Maj. Gen. Majid Khademi ran the IRGC's intelligence organization and was killed Monday morning in US-Israeli strikes — hours after a 45-day ceasefire framework reached both capitals.
Reuters, BBC, and DW confirmed the kill; the Jerusalem Post reported that Israel's Defense Minister framed it as part of Operation Roaring Lion targeting IRGC's global terror Unit 840.
X arms and intelligence accounts are noting that Khademi is the second IRGC intelligence chief killed in the war, with @IranIntl_En leading the confirmation.
JERUSALEM -- Maj. Gen. Seyed Majid Khademi, the intelligence chief of Iran's Islamic Revolutionary Guard Corps, was killed in US-Israeli strikes on Monday morning. [1] The IRGC confirmed his death in a statement carried by the Tasnim news agency. Israel's Defense Minister Israel Katz subsequently confirmed the killing, describing it as part of Operation Roaring Lion. The IDF said the operation targeted the IRGC's intelligence organization and elements of Unit 840, the IRGC's Quds Force component responsible for global terror operations. [2]
Khademi was the second IRGC intelligence chief to be killed in the war. His predecessor was eliminated in earlier Israeli airstrikes; Khademi was appointed to fill the vacancy that killing created. [3] He had been in the role for less than two months. Reuters reported that he had taken over in 2025 after the previous intelligence chief's death in Israeli strikes, and that he had played a key role in internal surveillance operations — including monitoring the anti-government protests that shook Iran in January 2026. [4]

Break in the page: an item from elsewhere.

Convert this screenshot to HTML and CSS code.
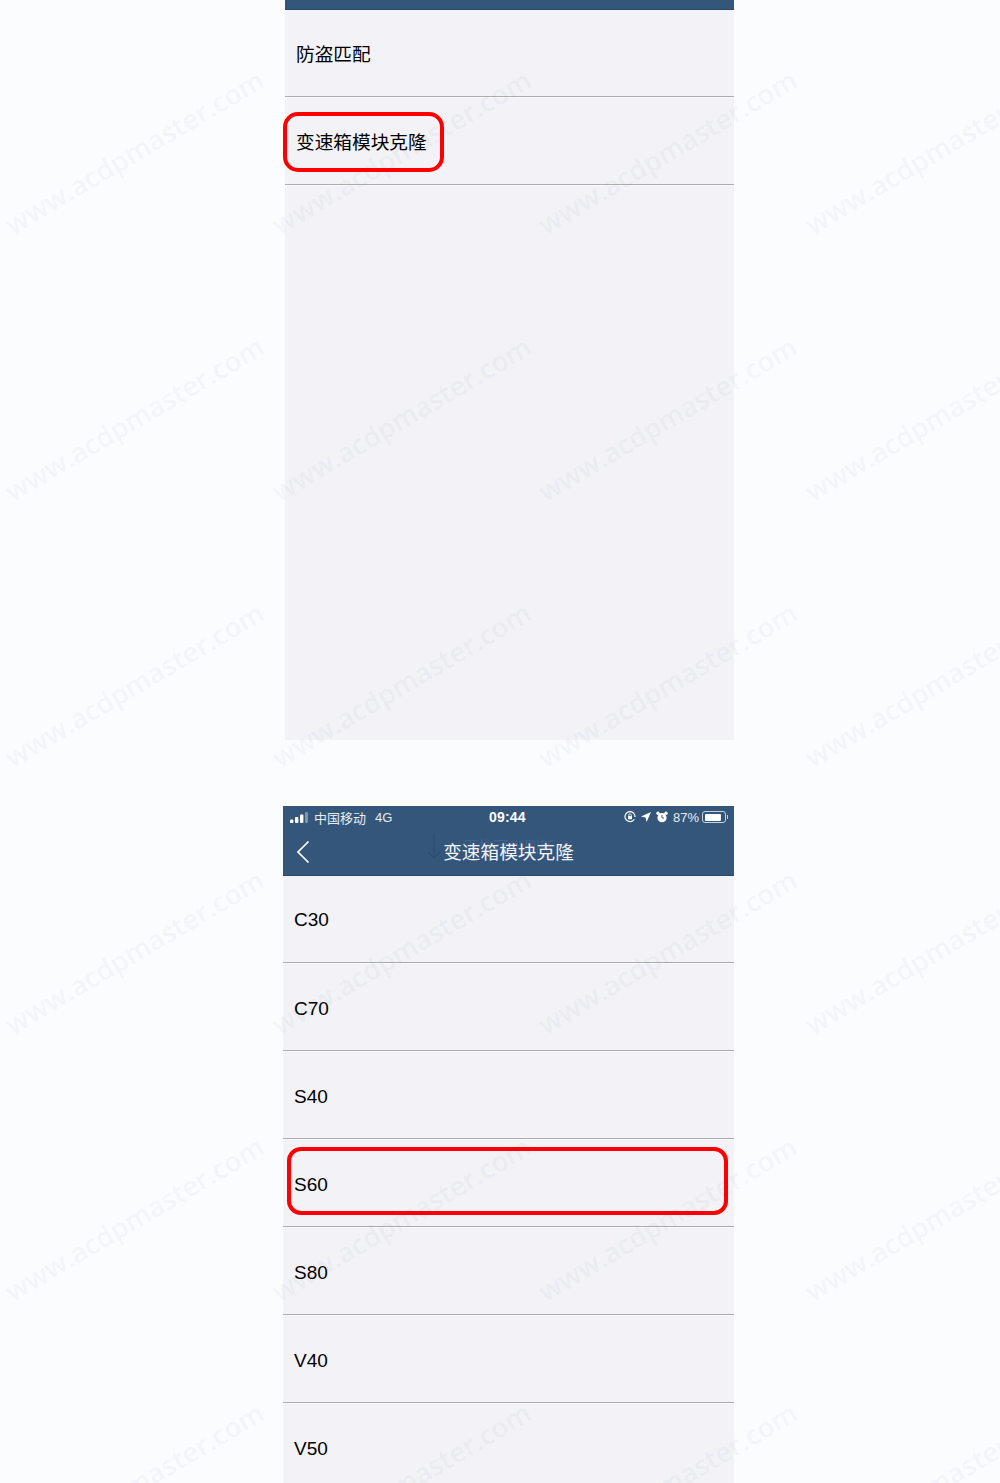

The timing is the story. The 45-day ceasefire framework brokered by Egypt, Pakistan, and Turkey reached both Tehran and Washington late Sunday night. Field Marshal Asim Munir of Pakistan reportedly worked through the night to coordinate the proposal. By Monday morning, while Iran's Foreign Ministry was reviewing the framework, US-Israeli strikes killed the head of the IRGC's intelligence apparatus.
Targeting an intelligence chief during active ceasefire negotiations is not ambiguous. It is a military action that forecloses certain diplomatic options and signals, to the institution being decapitated, what track is actually operative. Whether the intelligence kill and the ceasefire delivery were coordinated, sequential, or simply concurrent in the fog of a deadline day cannot be determined from the outside. What can be determined is the sequence: proposal arrived Sunday night, intelligence chief killed Monday morning.
The IDF said that Khademi's death, along with the deaths of other high-ranking IRGC officers in the same strike package, would "reduce the threat" from Iranian intelligence operations globally. [5] The IRGC, for its part, issued a statement that described Khademi as a "powerful and educated" commander who had "attained martyrdom." The phrasing is standard Iranian state media framing for fallen officers — it communicates that the death is a grievance, not a capitulation.
Twenty-five additional personnel were reported killed in the broader Monday strike package, which also targeted the Mahshahr petrochemical complex and, for the fifth time, areas near the Bushehr nuclear plant. The intelligence chief's death is the highest-profile killing since the war's opening phase, when Iran's military leadership lost several senior commanders in the first week of US-Israeli strikes.
The question the targeting poses is operational: Iran's intelligence apparatus, decapitated twice in the same conflict, faces a continuity problem. Its predecessor's replacement lasted less than two months. The institutional knowledge required to manage both internal surveillance and external operations does not reconstitute quickly. If the war ends through the ceasefire framework, Iran will negotiate the permanent settlement without the intelligence chief who would have been a central figure in any security commitment verification regime.
If the war continues, Iran will need a third intelligence chief, who will be walking into a headquarters that has now lost two successive commanders to the same adversary.